* TASK REQUIREMENTS: Locate each line containing the string "styles" and copy it out.

* DATASET EXTRACT:
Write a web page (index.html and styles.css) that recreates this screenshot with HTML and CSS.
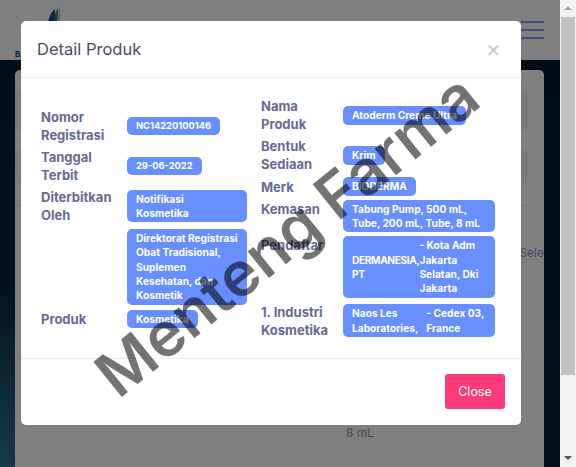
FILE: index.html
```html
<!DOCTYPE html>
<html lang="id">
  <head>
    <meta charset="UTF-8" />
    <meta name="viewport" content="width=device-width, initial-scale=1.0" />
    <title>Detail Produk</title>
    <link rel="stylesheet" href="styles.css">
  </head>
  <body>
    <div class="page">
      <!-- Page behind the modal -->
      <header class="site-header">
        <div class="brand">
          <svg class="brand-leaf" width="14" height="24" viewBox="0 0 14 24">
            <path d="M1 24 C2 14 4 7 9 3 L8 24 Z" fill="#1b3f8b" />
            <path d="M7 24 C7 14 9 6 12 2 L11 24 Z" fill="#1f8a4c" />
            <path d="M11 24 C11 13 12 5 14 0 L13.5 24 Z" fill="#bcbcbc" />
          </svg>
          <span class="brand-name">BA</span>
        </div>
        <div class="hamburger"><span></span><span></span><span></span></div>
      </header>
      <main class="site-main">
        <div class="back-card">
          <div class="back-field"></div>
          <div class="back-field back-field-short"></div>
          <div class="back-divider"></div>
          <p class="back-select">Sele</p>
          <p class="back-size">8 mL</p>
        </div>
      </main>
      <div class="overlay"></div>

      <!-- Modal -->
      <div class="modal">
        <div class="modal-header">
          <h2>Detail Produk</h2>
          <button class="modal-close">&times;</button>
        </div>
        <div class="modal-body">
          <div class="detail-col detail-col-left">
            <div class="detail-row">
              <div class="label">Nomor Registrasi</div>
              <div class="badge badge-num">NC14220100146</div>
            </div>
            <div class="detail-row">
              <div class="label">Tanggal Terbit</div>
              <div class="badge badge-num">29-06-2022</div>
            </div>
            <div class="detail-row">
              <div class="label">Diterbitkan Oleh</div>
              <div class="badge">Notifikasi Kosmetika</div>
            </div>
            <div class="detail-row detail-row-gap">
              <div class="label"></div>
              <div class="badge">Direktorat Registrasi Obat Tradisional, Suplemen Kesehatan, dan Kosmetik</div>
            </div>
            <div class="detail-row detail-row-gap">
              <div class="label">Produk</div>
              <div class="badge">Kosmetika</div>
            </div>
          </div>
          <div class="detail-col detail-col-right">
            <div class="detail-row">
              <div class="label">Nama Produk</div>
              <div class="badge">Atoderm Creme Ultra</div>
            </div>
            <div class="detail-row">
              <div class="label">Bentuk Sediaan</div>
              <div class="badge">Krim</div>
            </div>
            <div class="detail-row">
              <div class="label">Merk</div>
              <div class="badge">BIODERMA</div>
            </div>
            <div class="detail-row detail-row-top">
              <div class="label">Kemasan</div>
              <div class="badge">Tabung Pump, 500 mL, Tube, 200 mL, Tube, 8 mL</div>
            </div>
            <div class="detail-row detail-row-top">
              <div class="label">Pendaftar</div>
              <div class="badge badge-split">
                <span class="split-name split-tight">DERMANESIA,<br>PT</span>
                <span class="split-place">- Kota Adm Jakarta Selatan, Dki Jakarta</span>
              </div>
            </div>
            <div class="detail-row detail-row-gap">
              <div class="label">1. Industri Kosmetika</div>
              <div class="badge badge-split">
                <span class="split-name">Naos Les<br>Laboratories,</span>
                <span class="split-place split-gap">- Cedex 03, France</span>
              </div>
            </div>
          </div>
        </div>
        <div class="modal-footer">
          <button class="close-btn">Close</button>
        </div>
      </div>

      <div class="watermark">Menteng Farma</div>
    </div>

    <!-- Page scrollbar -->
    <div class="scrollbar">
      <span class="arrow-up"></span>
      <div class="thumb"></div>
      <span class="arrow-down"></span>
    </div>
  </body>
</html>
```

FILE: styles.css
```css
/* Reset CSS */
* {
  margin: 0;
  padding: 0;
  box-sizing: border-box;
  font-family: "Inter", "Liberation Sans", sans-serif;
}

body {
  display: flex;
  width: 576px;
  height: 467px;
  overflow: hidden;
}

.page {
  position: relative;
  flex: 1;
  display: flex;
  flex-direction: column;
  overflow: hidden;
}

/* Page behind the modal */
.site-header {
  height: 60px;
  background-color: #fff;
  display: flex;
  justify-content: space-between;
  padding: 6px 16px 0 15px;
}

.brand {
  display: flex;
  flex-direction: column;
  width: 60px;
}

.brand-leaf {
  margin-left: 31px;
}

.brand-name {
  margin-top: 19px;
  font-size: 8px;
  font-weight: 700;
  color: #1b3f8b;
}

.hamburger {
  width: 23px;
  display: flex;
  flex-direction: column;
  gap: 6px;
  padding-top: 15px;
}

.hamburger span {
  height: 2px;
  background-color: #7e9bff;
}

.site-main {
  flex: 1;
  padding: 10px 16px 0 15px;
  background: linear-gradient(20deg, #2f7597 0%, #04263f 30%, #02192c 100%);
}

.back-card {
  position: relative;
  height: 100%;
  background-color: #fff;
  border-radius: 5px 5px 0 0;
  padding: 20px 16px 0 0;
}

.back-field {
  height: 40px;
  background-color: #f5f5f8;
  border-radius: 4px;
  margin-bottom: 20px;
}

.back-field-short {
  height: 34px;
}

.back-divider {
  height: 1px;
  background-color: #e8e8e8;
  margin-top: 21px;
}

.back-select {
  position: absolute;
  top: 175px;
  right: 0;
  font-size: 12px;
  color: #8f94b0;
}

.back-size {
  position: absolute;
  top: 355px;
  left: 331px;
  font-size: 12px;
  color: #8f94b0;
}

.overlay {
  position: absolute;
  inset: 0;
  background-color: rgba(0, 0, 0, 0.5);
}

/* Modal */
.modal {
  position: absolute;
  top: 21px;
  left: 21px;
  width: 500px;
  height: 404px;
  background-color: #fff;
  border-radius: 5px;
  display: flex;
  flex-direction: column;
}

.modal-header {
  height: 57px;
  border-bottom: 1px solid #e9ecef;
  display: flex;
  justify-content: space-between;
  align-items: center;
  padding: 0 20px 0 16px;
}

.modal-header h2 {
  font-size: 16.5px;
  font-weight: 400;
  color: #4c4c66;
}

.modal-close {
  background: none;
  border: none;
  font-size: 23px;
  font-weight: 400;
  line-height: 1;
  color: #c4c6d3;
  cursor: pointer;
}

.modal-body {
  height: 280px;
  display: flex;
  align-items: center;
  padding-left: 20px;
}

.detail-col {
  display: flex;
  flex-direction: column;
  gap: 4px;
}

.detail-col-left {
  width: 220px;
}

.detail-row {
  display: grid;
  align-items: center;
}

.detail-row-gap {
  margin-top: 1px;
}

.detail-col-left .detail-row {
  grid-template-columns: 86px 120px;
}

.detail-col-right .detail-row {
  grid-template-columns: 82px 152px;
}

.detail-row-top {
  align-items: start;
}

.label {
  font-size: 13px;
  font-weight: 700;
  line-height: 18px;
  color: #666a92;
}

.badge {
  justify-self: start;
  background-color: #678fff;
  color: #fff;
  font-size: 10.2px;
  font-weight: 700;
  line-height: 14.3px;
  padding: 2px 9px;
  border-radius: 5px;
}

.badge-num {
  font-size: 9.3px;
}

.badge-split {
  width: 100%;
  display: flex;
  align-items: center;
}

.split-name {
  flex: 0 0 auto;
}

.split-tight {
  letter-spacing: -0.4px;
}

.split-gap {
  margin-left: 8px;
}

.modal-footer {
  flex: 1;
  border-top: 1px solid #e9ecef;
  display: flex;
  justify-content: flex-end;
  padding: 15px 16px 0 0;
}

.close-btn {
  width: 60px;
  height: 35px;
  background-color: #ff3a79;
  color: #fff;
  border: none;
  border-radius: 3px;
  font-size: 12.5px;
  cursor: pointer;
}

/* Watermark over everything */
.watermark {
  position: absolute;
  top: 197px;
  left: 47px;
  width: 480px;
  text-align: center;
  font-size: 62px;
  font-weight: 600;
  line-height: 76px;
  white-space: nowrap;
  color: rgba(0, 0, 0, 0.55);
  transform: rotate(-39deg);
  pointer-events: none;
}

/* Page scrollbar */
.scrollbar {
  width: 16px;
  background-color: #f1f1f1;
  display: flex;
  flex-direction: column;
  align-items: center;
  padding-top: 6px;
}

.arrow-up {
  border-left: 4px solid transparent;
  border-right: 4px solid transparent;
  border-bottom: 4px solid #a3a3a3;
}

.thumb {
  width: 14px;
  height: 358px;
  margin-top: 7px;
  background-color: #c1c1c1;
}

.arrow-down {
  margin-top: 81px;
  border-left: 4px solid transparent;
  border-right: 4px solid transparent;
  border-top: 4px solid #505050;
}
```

* CORRECT RESPONSE:
Write a web page (index.html and styles.css) that recreates this screenshot with HTML and CSS.
    <link rel="stylesheet" href="styles.css">
FILE: styles.css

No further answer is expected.